Do teen drug prevention programs really help prevent teens from using alcohol, tobacco and other drugs? The National Institute on Drug Abuse (NIDA) has been collecting data on the effectiveness of drug prevention efforts for the past 30 years by tracking the progress of teens and children who participated in such programs. This data allows researchers to determine which approaches work and which do not, so that funding can be directed toward programs that have the best chance of preventing drug abuse.

Prevention Programs that Work

Approaches to drug prevention that do work are referred to as “research-based,” because their effectiveness is backed up by scientific data.
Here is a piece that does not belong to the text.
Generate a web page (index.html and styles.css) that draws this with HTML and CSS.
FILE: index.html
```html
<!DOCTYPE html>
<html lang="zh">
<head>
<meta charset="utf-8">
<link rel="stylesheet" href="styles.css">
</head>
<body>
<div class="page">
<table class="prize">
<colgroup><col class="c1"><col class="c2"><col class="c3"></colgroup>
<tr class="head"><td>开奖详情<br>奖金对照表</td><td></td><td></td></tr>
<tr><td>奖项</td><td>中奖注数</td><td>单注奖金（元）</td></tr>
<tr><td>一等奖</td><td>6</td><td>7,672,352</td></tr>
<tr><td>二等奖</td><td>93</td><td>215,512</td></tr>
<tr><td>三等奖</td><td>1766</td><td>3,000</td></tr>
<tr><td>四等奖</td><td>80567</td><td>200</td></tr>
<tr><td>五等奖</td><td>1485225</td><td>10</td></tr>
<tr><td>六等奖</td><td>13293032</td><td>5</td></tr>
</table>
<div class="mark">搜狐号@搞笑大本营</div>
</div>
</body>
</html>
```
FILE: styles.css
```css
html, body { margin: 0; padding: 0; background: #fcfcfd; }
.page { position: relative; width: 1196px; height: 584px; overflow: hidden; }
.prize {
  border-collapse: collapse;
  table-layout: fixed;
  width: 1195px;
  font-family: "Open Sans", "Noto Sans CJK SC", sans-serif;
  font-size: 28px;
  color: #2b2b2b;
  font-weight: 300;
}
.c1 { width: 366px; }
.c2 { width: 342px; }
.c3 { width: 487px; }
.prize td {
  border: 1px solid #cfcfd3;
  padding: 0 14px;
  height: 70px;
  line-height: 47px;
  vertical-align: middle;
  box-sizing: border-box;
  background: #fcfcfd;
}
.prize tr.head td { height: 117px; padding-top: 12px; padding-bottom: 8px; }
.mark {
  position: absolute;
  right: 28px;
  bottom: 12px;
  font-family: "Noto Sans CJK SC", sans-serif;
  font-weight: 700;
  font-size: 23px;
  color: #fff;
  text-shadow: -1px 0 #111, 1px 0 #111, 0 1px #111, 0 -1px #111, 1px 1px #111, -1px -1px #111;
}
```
According to the NIDA, a few of the research-based principles of effective drug prevention programs for teens are:

  • Covering all forms of drug use and abuse in the program
  • Educating teens about the risks of drug use in an honest, informative way
  • Encouraging positive activities as an alternative to drug use
  • Helping teens become more aware of the external reasons that push them to want to use drugs (such as peer pressure and advertising) so they can make better choices for themselves
  • Including follow up programs to reinforce the anti-drug message
  • Tailoring the program to fit the demographics of the audience and the type of drug problems most common in that community
  • Teaching social and verbal skills so that teens learn how to refuse drugs without feeling socially isolated and to improve their ability to express themselves in a healthy and effective manner.

Many researchers agree that some or much of the overall decline in teen drug use that was observed between 2001 and 2006 is due to research-based improvements in teen drug prevention programs.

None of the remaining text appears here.